= INSTRUCTION =
Search the data below for "this"; list each line that holds it.

= DATA LINES =
+-------+
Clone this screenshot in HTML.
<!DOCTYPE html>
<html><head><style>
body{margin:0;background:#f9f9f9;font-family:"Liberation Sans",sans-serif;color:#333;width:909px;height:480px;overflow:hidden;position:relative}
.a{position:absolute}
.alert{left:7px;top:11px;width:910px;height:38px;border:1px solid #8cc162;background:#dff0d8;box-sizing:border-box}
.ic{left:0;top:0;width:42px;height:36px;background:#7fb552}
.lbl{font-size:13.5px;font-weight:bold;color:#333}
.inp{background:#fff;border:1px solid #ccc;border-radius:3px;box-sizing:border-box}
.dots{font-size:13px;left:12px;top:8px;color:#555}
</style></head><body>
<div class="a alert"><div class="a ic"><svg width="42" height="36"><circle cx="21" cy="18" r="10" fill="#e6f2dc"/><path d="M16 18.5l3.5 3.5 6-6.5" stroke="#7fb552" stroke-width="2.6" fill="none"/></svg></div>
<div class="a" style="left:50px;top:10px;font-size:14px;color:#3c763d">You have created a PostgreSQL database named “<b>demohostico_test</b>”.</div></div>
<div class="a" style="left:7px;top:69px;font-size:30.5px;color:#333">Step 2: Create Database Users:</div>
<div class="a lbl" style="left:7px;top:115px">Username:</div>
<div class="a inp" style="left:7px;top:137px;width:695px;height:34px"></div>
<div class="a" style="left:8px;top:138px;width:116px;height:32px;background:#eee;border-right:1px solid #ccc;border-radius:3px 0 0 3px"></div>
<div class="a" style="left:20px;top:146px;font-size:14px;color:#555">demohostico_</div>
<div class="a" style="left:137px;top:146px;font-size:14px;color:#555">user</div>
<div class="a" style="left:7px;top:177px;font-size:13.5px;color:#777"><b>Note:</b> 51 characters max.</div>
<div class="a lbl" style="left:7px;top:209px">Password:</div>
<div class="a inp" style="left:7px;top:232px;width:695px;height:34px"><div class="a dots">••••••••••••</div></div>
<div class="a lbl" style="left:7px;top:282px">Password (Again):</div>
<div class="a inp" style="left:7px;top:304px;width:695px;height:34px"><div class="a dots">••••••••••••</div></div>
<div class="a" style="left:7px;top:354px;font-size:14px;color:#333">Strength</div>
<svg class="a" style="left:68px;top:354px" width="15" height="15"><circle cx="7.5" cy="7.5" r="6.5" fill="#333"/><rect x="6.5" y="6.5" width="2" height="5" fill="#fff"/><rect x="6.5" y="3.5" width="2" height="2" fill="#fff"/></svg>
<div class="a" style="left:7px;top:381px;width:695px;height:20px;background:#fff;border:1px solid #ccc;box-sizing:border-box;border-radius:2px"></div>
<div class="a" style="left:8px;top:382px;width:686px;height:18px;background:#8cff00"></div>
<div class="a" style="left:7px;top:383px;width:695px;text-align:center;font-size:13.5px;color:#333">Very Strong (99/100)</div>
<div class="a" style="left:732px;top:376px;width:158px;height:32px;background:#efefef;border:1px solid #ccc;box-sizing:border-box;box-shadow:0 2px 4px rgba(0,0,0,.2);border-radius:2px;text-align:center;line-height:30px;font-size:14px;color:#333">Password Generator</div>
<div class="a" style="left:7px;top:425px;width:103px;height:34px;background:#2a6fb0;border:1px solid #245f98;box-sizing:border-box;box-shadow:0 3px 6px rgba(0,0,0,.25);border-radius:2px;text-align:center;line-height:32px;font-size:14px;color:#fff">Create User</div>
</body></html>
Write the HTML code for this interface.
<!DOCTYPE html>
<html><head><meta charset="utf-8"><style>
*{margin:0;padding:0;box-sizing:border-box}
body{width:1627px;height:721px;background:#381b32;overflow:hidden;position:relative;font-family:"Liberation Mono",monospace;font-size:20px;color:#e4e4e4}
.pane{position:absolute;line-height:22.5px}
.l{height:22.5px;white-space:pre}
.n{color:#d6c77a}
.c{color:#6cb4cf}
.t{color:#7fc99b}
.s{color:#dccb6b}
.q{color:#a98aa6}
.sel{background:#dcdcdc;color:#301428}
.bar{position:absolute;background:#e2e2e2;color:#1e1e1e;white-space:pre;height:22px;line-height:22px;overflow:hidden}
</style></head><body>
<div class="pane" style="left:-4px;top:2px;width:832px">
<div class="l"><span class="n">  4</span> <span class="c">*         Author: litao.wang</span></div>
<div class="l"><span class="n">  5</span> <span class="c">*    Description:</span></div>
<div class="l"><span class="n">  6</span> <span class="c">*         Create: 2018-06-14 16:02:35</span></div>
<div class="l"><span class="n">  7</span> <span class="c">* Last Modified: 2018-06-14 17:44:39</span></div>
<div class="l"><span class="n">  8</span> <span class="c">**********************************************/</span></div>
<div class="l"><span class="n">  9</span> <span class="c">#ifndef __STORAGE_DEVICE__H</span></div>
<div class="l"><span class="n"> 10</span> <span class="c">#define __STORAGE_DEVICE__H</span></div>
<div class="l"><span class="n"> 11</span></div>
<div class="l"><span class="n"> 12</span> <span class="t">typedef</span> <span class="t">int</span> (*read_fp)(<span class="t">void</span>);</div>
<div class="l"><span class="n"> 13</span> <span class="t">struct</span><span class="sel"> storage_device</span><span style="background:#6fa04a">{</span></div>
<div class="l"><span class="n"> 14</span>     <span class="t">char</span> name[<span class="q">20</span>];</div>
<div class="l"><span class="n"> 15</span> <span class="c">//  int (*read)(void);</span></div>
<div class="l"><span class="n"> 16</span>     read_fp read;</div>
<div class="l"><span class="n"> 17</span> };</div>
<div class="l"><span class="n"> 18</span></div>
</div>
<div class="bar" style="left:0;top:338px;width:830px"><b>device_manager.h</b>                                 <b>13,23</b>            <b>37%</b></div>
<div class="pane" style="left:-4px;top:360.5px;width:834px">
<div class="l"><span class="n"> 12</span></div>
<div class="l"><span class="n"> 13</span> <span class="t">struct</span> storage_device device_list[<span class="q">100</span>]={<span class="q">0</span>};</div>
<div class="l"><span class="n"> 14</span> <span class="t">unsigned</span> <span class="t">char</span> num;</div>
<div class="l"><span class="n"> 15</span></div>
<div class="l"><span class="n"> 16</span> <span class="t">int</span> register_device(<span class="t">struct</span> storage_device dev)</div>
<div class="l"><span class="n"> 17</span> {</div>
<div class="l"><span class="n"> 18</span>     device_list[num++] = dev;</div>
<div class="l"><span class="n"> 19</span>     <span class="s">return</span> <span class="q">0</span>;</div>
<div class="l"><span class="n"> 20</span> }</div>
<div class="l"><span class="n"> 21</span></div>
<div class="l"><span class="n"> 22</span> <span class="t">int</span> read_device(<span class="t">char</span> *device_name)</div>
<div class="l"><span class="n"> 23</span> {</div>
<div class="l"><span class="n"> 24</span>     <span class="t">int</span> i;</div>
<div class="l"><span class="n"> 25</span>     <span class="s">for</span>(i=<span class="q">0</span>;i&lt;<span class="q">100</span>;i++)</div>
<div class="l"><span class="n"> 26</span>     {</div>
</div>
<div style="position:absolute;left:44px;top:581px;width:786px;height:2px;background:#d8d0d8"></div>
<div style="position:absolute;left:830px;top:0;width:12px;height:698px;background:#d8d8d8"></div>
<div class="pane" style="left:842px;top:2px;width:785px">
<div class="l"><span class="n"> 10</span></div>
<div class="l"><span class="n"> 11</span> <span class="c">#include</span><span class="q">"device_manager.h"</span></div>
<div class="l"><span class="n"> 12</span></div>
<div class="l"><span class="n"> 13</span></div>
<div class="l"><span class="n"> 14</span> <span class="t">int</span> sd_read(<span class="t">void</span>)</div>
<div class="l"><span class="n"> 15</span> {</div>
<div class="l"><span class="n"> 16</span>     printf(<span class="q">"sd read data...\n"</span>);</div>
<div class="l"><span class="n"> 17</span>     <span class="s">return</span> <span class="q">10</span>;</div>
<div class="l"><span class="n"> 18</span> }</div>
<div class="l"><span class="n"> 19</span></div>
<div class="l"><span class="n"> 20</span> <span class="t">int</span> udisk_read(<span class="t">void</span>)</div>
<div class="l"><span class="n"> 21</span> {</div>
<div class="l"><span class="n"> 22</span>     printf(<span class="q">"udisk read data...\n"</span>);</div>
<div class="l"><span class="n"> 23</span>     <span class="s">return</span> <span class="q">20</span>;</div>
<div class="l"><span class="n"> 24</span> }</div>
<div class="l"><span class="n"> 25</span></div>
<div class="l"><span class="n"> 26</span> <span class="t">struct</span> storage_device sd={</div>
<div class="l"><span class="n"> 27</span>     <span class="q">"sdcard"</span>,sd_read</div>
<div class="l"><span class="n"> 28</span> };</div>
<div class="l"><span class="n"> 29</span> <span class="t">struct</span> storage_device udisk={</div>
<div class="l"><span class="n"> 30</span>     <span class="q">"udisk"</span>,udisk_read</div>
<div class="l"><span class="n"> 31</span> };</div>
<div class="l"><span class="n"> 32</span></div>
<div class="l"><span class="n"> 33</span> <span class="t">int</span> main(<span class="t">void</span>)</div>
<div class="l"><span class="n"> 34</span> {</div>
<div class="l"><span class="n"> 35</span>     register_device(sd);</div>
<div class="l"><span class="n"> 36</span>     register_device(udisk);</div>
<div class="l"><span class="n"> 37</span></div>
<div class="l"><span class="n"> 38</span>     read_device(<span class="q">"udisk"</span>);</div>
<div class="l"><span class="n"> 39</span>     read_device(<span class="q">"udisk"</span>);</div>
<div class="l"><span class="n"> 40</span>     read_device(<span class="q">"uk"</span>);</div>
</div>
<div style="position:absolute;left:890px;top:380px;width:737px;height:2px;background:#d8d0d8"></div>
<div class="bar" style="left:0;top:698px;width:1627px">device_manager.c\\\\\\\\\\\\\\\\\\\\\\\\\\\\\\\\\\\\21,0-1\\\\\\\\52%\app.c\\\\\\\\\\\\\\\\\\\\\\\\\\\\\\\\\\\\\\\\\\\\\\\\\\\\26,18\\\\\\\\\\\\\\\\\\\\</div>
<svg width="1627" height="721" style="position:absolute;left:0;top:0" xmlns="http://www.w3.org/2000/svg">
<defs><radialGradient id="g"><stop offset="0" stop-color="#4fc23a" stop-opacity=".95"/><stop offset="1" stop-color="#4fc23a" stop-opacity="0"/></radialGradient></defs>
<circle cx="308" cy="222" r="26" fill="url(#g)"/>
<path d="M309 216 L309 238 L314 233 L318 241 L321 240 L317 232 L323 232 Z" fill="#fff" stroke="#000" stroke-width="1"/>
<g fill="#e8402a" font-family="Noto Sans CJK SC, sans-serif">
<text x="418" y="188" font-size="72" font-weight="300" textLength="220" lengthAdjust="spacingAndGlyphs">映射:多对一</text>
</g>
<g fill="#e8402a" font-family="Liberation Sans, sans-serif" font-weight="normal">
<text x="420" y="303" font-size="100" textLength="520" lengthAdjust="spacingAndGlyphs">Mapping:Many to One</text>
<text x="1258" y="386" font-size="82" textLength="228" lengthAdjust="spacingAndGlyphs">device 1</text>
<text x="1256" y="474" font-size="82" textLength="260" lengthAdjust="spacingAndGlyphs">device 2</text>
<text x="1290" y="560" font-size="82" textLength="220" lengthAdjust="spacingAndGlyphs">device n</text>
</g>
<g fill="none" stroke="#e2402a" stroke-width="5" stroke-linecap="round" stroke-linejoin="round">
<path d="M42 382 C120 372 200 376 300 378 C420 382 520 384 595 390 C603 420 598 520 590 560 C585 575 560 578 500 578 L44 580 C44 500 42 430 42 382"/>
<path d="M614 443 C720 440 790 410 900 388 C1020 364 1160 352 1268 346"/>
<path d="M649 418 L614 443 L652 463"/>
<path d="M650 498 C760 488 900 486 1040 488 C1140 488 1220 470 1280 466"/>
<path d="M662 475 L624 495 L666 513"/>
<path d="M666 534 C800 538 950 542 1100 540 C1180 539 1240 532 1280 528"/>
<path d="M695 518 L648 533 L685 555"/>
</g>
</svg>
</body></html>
+-------+
= CORRECT RESPONSE =
Clone this screenshot in HTML.
Write the HTML code for this interface.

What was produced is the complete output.